Since I began to travel in 2004 my work – drawings, paintings, photographs, and interactive media – has functioned as a registrar of hybrid cultural aesthetics with a particular focus on feminine culture, domesticity, and fashion.
First moving to Argentina, then to South Korea in 2009, the United Kingdom and Colombia in 2012, I have documented a broad scope of imagery reflective of female third space subject-positions, including hair trends, color palettes, gestures, and grooming activities. By mixing visual vocabularies from disparate spaces I question the subject’s origin and the social and cultural norms she subscribes to. In the work Peladas (2013) for example, I have depicted five women, some in poses caught with snapshot photographs in Asia and others copied from family albums from Latin America. Likewise, some of the subjects are dressed in patterns pointing to different histories: stripes and color combinations from traditional Korean paintings from the Joseon Dynasty to fuchsia stripes that shout out to Colombian reggaeton culture.
Apart from the practices of painting and drawing while in Colombia, I have recently begun to use analog photography intervened with paint to push my subjects into different temporal, even mythical, spaces furnished with contemporary cross-cultural imagery.


My works in the show Portraits of Goodbyes discuss my position as an ex-pat Mexican-American female teaching at a military academy in Korea; a post-colonial landscape whose rigid standards of femininity and beauty have haunted my cultural identity. In this body of work, I have selected quotidian images, advertisements about Asian beauty, and photographs from Latin America to address moments from my chronic accepting and resigning of both given and the created identities, as I attempt to assimilate in Korea and to recognize the Korean character. In retrospect, this attempt restrained me from submitting to the stereotypes of the Latina and from paying lip service to the art world, establishing a new relationship between my heritage and me.


Raised in the U.S., I subscribed to American social rules by modifying my behavior according to my race, gender, and belief systems. In the U.S., like in many other countries, skin color defines its citizens more than their origins. Likewise, I learned to defend and uphold my identity as a “Mexican-American” female, a stereotypically emotional, aggressive, and colorful character, whose part I had enjoyed acting out in pursuit of immediate recognition. I made my work about my ownership of this identity, a victim of social injustices and sexism. However, my perspective from my high perch of the elitist role of an artist made me an inadequate representative for illegal immigrants, struggling students, or factory workers in America.

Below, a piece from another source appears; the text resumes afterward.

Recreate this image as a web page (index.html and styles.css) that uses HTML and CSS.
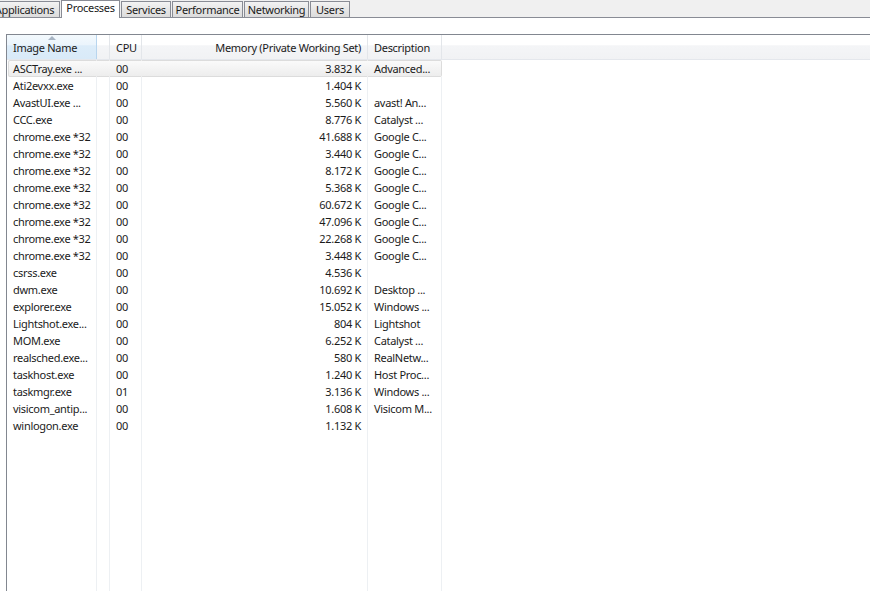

Knowing this, I left the country again and again to remind myself that the role I had self-appointed only functioned in the context of American social politics, not abroad, and especially not in Asia.

In Korea, my projected identity has been flattened. Where I was accustomed to being seen as Hispanic, South American, or Mexican-American, I was now labeled as another unwelcome, white foreigner. After a year and a half of living with this perception in Seoul, I am learning to let go of my desire to retrace the outlines of my Hispanic role, made real by Western social constructions. Instead, I have begun to highlight the parts of my personality that are of use: my education I was once ashamed of, my western tongues that have become an asset, my vulnerability which has kept me guarded, and my appearance which once trivialized my artwork.

In my paintings, drawings, and photographs, I continue to use the imagery I have always been attracted to: family portraits, religious icons and colonial idols, cultural loaded patterns, and the black and white photograph; only this time, obliterating or extracting fragments from these images. This process of editing my visual vocabulary reflects how I am editing my own concepts of self, social responsibilities, and cultural conditioning.